Your instructions — Write out the data below in full, unchanged, minus the images.

=======

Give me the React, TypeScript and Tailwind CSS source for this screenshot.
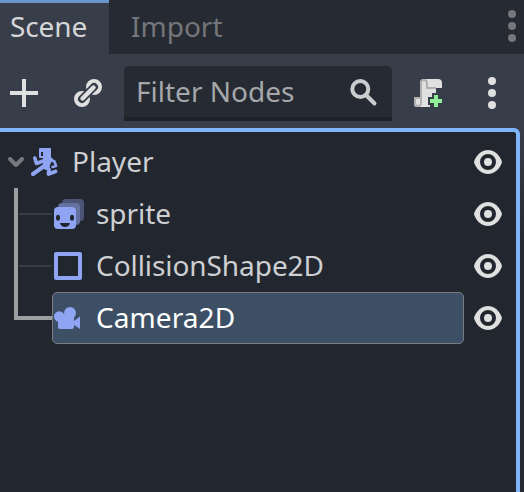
import type { ReactNode } from "react";

function Eye() {
  return (
    <svg className="h-8 w-8 shrink-0" viewBox="0 0 16 16" fill="#e0e0e0">
      <path
        fillRule="evenodd"
        d="M8 2C3 2 1 7.500 1 8s2 6 7 6 7-5.500 7-6-2-6-7-6zm0 2a4 4 0 1 1 0 8 4 4 0 0 1 0-8zm0 2a2 2 0 0 0 0 4 2 2 0 0 0 0-4z"
      />
    </svg>
  );
}

function Dots({ color }: { color: string }) {
  return (
    <svg className="h-8 w-2 shrink-0" viewBox="0 0 8 32" fill={color}>
      <circle cx="4" cy="4" r="4" />
      <circle cx="4" cy="16" r="4" />
      <circle cx="4" cy="28" r="4" />
    </svg>
  );
}

function PlayerIcon() {
  return (
    <svg className="h-7 w-7 shrink-0" viewBox="0 0 28 28" fill="#8fa4f2">
      <path fillRule="evenodd" d="M9 0H19Q20 0 20 1V9Q20 10 19 10H9Q8 10 8 9V1Q8 0 9 0ZM10 4V8H12V4Z" />
      <path d="M12 9H19L22 10.500L19 17L18.500 21L15 22L11 20L12 15Z" />
      <g fill="none" stroke="#8fa4f2" strokeLinecap="round" strokeLinejoin="round">
        <path d="M3.800 10L5.500 15.500L12 13" strokeWidth="3.600" />
        <path d="M2 26L12.500 18.500" strokeWidth="4" />
        <path d="M14 19L18 21.500L17.500 26L24.500 23.500" strokeWidth="3.800" />
        <path d="M20 12L23.500 13.500L25 18L21.500 19" strokeWidth="2.600" />
      </g>
    </svg>
  );
}

function SpriteIcon() {
  return (
    <svg className="h-[30px] w-[30px] shrink-0" viewBox="0 0 30 30">
      <rect x="8" y="0" width="22" height="22" rx="4" fill="#4c5578" />
      <rect x="4" y="4" width="22" height="22" rx="4" fill="#65719f" />
      <rect x="0" y="8" width="22" height="22" rx="4" fill="#8fa4f2" />
      <ellipse cx="4" cy="18.700" rx="2" ry="3" fill="#22272f" />
      <ellipse cx="18" cy="18.700" rx="2" ry="3" fill="#22272f" />
      <path d="M6 24H16Q15 28 11 28T6 24Z" fill="#22272f" />
    </svg>
  );
}

function CameraIcon() {
  return (
    <svg className="h-[22px] w-[26px] shrink-0" viewBox="0 0 26 22" fill="#8fa4f2">
      <circle cx="16" cy="6" r="6" />
      <circle cx="5.300" cy="9.600" r="5.300" />
      <path d="M4 8H20V14L26 9.500V22L20 18V20Q20 22 18 22H6Q4 22 4 20Z" />
    </svg>
  );
}

function LinkIcon() {
  return (
    <svg className="h-7 w-7 shrink-0" viewBox="0 0 28 28" fill="none">
      <circle cx="20" cy="8" r="5.700" stroke="#e0e0e0" strokeWidth="4.600" />
      <circle cx="8" cy="20" r="5.700" stroke="#e0e0e0" strokeWidth="4.600" />
      <path d="M8 20L20 8" stroke="#383d4a" strokeWidth="8" strokeLinecap="round" />
      <path d="M8.500 19.500L19.500 8.500" stroke="#e0e0e0" strokeWidth="4.400" strokeLinecap="round" />
    </svg>
  );
}

function ScriptIcon() {
  return (
    <svg className="h-7 w-7 shrink-0" viewBox="0 0 28 28">
      <path
        fill="#e0e0e0"
        d="M10 0H24Q28 0 28 4V9H22V14H18V18H14V26H16V28H3Q0 28 0 25V18H6V4Q6 0 10 0Z"
      />
      <path
        fill="none"
        stroke="#b0b0b0"
        strokeWidth="2"
        d="M22 9H13V4A3 3 0 0 0 7 4V24A3 3 0 0 1 1 24V19H6"
      />
      <path fill="#8eef97" d="M20 16H24V20H28V24H24V28H20V24H16V20H20Z" />
    </svg>
  );
}

function Child({ icon, name, selected, last }: { icon: ReactNode; name: string; selected?: boolean; last?: boolean }) {
  return (
    <div className="flex h-[52px] items-center">
      <div className="flex h-full w-[52px] shrink-0 pl-[14px]">
        {last ? (
          <div className="h-7 w-full border-b-4 border-l-4 border-[#9d9ea2]" />
        ) : (
          <>
            <div className="h-full w-1 bg-[#9d9ea2]" />
            <div className="ml-px h-[2px] flex-1 self-center bg-[#373b43]" />
          </>
        )}
      </div>
      <div
        className={
          "flex h-[52px] w-[412px] shrink-0 items-center rounded-[5px] border pl-px " +
          (selected
            ? "border-[#777c84] bg-[#3d4f65] tracking-[0.08px] text-white"
            : "border-transparent tracking-[-0.07px]")
        }
      >
        <div className="flex w-[42px] shrink-0">{icon}</div>
        <span className="whitespace-nowrap pb-[2px]">{name}</span>
      </div>
      <div className="ml-2 flex">
        <Eye />
      </div>
    </div>
  );
}

export default function App() {
  return (
    <div className="flex h-[492px] w-[524px] flex-col overflow-hidden bg-[#383d4a] font-['Noto_Sans',sans-serif] text-[28px] leading-[38px] text-[#cdcfd2]">
      <div className="flex h-[54px] shrink-0 bg-[#262a32]">
        <div className="w-[109px] border-t-[3px] border-[#6996cb] bg-[#383d4a] pl-[10px] pt-1 tracking-[-0.1px] text-[#d5d6d8]">
          Scene
        </div>
        <div className="pl-[22px] pt-[7px] text-[#74767b]">Import</div>
        <div className="ml-auto pr-2 pt-[10px]">
          <Dots color="#75777c" />
        </div>
      </div>
      <div className="flex h-[74px] shrink-0 items-start">
        <svg className="ml-[10px] mt-[25px] h-7 w-7 shrink-0" viewBox="0 0 28 28">
          <path d="M14 0V28M0 14H28" stroke="#e0e0e0" strokeWidth="4" />
        </svg>
        <div className="ml-9 mt-[25px]">
          <LinkIcon />
        </div>
        <div className="ml-[22px] mt-3 flex h-[55px] w-[268px] shrink-0 rounded-t-[5px] border-b-4 border-[#1e2128] bg-[#262a32] pl-3 pt-[6px] text-[#a5a7ab]">
          <span>Filter Nodes</span>
          <svg className="ml-auto mr-[14px] mt-[7px] h-7 w-7" viewBox="0 0 28 28" fill="none" stroke="#cbccce">
            <circle cx="10.300" cy="10" r="8" strokeWidth="4" />
            <path d="M16 16L24.500 24.500" strokeWidth="4" strokeLinecap="round" />
          </svg>
        </div>
        <div className="ml-[22px] mt-[25px]">
          <ScriptIcon />
        </div>
        <div className="ml-[46px] mt-[23px]">
          <Dots color="#e0e0e0" />
        </div>
      </div>
      <div className="flex flex-1 bg-gradient-to-b from-[#383d4a] to-[#262a32] to-30%">
        <div className="w-[520px] rounded-tr-[6px] border-r-4 border-t-4 border-[#7fb5f9] bg-[#22272f] pt-1">
          <div className="flex h-[52px] items-center">
            <svg className="ml-2 h-[10px] w-4" viewBox="0 0 16 10" fill="none">
              <path d="M2 2L8 8L14 2" stroke="#77797d" strokeWidth="4" strokeLinecap="round" strokeLinejoin="round" />
            </svg>
            <div className="ml-[7px]">
              <PlayerIcon />
            </div>
            <span className="ml-[13px] pb-[2px]">Player</span>
            <div className="ml-auto mr-3">
              <Eye />
            </div>
          </div>
          <Child icon={<SpriteIcon />} name="sprite" />
          <Child
            icon={<div className="h-7 w-7 rounded-[2px] border-4 border-[#8fa4f2]" />}
            name="CollisionShape2D"
          />
          <Child icon={<CameraIcon />} name="Camera2D" selected last />
        </div>
      </div>
    </div>
  );
}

=======

Exercise response —
Give me the React, TypeScript and Tailwind CSS source for this screenshot.
import type { ReactNode } from "react";

function Eye() {
  return (
    <svg className="h-8 w-8 shrink-0" viewBox="0 0 16 16" fill="#e0e0e0">
      <path
        fillRule="evenodd"
        d="M8 2C3 2 1 7.500 1 8s2 6 7 6 7-5.500 7-6-2-6-7-6zm0 2a4 4 0 1 1 0 8 4 4 0 0 1 0-8zm0 2a2 2 0 0 0 0 4 2 2 0 0 0 0-4z"
      />
    </svg>
  );
}

function Dots({ color }: { color: string }) {
  return (
    <svg className="h-8 w-2 shrink-0" viewBox="0 0 8 32" fill={color}>
      <circle cx="4" cy="4" r="4" />
      <circle cx="4" cy="16" r="4" />
      <circle cx="4" cy="28" r="4" />
    </svg>
  );
}

function PlayerIcon() {
  return (
    <svg className="h-7 w-7 shrink-0" viewBox="0 0 28 28" fill="#8fa4f2">
      <path fillRule="evenodd" d="M9 0H19Q20 0 20 1V9Q20 10 19 10H9Q8 10 8 9V1Q8 0 9 0ZM10 4V8H12V4Z" />
      <path d="M12 9H19L22 10.500L19 17L18.500 21L15 22L11 20L12 15Z" />
      <g fill="none" stroke="#8fa4f2" strokeLinecap="round" strokeLinejoin="round">
        <path d="M3.800 10L5.500 15.500L12 13" strokeWidth="3.600" />
        <path d="M2 26L12.500 18.500" strokeWidth="4" />
        <path d="M14 19L18 21.500L17.500 26L24.500 23.500" strokeWidth="3.800" />
        <path d="M20 12L23.500 13.500L25 18L21.500 19" strokeWidth="2.600" />
      </g>
    </svg>
  );
}

function SpriteIcon() {
  return (
    <svg className="h-[30px] w-[30px] shrink-0" viewBox="0 0 30 30">
      <rect x="8" y="0" width="22" height="22" rx="4" fill="#4c5578" />
      <rect x="4" y="4" width="22" height="22" rx="4" fill="#65719f" />
      <rect x="0" y="8" width="22" height="22" rx="4" fill="#8fa4f2" />
      <ellipse cx="4" cy="18.700" rx="2" ry="3" fill="#22272f" />
      <ellipse cx="18" cy="18.700" rx="2" ry="3" fill="#22272f" />
      <path d="M6 24H16Q15 28 11 28T6 24Z" fill="#22272f" />
    </svg>
  );
}

function CameraIcon() {
  return (
    <svg className="h-[22px] w-[26px] shrink-0" viewBox="0 0 26 22" fill="#8fa4f2">
      <circle cx="16" cy="6" r="6" />
      <circle cx="5.300" cy="9.600" r="5.300" />
      <path d="M4 8H20V14L26 9.500V22L20 18V20Q20 22 18 22H6Q4 22 4 20Z" />
    </svg>
  );
}

function LinkIcon() {
  return (
    <svg className="h-7 w-7 shrink-0" viewBox="0 0 28 28" fill="none">
      <circle cx="20" cy="8" r="5.700" stroke="#e0e0e0" strokeWidth="4.600" />
      <circle cx="8" cy="20" r="5.700" stroke="#e0e0e0" strokeWidth="4.600" />
      <path d="M8 20L20 8" stroke="#383d4a" strokeWidth="8" strokeLinecap="round" />
      <path d="M8.500 19.500L19.500 8.500" stroke="#e0e0e0" strokeWidth="4.400" strokeLinecap="round" />
    </svg>
  );
}

function ScriptIcon() {
  return (
    <svg className="h-7 w-7 shrink-0" viewBox="0 0 28 28">
      <path
        fill="#e0e0e0"
        d="M10 0H24Q28 0 28 4V9H22V14H18V18H14V26H16V28H3Q0 28 0 25V18H6V4Q6 0 10 0Z"
      />
      <path
        fill="none"
        stroke="#b0b0b0"
        strokeWidth="2"
        d="M22 9H13V4A3 3 0 0 0 7 4V24A3 3 0 0 1 1 24V19H6"
      />
      <path fill="#8eef97" d="M20 16H24V20H28V24H24V28H20V24H16V20H20Z" />
    </svg>
  );
}

function Child({ icon, name, selected, last }: { icon: ReactNode; name: string; selected?: boolean; last?: boolean }) {
  return (
    <div className="flex h-[52px] items-center">
      <div className="flex h-full w-[52px] shrink-0 pl-[14px]">
        {last ? (
          <div className="h-7 w-full border-b-4 border-l-4 border-[#9d9ea2]" />
        ) : (
          <>
            <div className="h-full w-1 bg-[#9d9ea2]" />
            <div className="ml-px h-[2px] flex-1 self-center bg-[#373b43]" />
          </>
        )}
      </div>
      <div
        className={
          "flex h-[52px] w-[412px] shrink-0 items-center rounded-[5px] border pl-px " +
          (selected
            ? "border-[#777c84] bg-[#3d4f65] tracking-[0.08px] text-white"
            : "border-transparent tracking-[-0.07px]")
        }
      >
        <div className="flex w-[42px] shrink-0">{icon}</div>
        <span className="whitespace-nowrap pb-[2px]">{name}</span>
      </div>
      <div className="ml-2 flex">
        <Eye />
      </div>
    </div>
  );
}

export default function App() {
  return (
    <div className="flex h-[492px] w-[524px] flex-col overflow-hidden bg-[#383d4a] font-['Noto_Sans',sans-serif] text-[28px] leading-[38px] text-[#cdcfd2]">
      <div className="flex h-[54px] shrink-0 bg-[#262a32]">
        <div className="w-[109px] border-t-[3px] border-[#6996cb] bg-[#383d4a] pl-[10px] pt-1 tracking-[-0.1px] text-[#d5d6d8]">
          Scene
        </div>
        <div className="pl-[22px] pt-[7px] text-[#74767b]">Import</div>
        <div className="ml-auto pr-2 pt-[10px]">
          <Dots color="#75777c" />
        </div>
      </div>
      <div className="flex h-[74px] shrink-0 items-start">
        <svg className="ml-[10px] mt-[25px] h-7 w-7 shrink-0" viewBox="0 0 28 28">
          <path d="M14 0V28M0 14H28" stroke="#e0e0e0" strokeWidth="4" />
        </svg>
        <div className="ml-9 mt-[25px]">
          <LinkIcon />
        </div>
        <div className="ml-[22px] mt-3 flex h-[55px] w-[268px] shrink-0 rounded-t-[5px] border-b-4 border-[#1e2128] bg-[#262a32] pl-3 pt-[6px] text-[#a5a7ab]">
          <span>Filter Nodes</span>
          <svg className="ml-auto mr-[14px] mt-[7px] h-7 w-7" viewBox="0 0 28 28" fill="none" stroke="#cbccce">
            <circle cx="10.300" cy="10" r="8" strokeWidth="4" />
            <path d="M16 16L24.500 24.500" strokeWidth="4" strokeLinecap="round" />
          </svg>
        </div>
        <div className="ml-[22px] mt-[25px]">
          <ScriptIcon />
        </div>
        <div className="ml-[46px] mt-[23px]">
          <Dots color="#e0e0e0" />
        </div>
      </div>
      <div className="flex flex-1 bg-gradient-to-b from-[#383d4a] to-[#262a32] to-30%">
        <div className="w-[520px] rounded-tr-[6px] border-r-4 border-t-4 border-[#7fb5f9] bg-[#22272f] pt-1">
          <div className="flex h-[52px] items-center">
            <svg className="ml-2 h-[10px] w-4" viewBox="0 0 16 10" fill="none">
              <path d="M2 2L8 8L14 2" stroke="#77797d" strokeWidth="4" strokeLinecap="round" strokeLinejoin="round" />
            </svg>
            <div className="ml-[7px]">
              <PlayerIcon />
            </div>
            <span className="ml-[13px] pb-[2px]">Player</span>
            <div className="ml-auto mr-3">
              <Eye />
            </div>
          </div>
          <Child icon={<SpriteIcon />} name="sprite" />
          <Child
            icon={<div className="h-7 w-7 rounded-[2px] border-4 border-[#8fa4f2]" />}
            name="CollisionShape2D"
          />
          <Child icon={<CameraIcon />} name="Camera2D" selected last />
        </div>
      </div>
    </div>
  );
}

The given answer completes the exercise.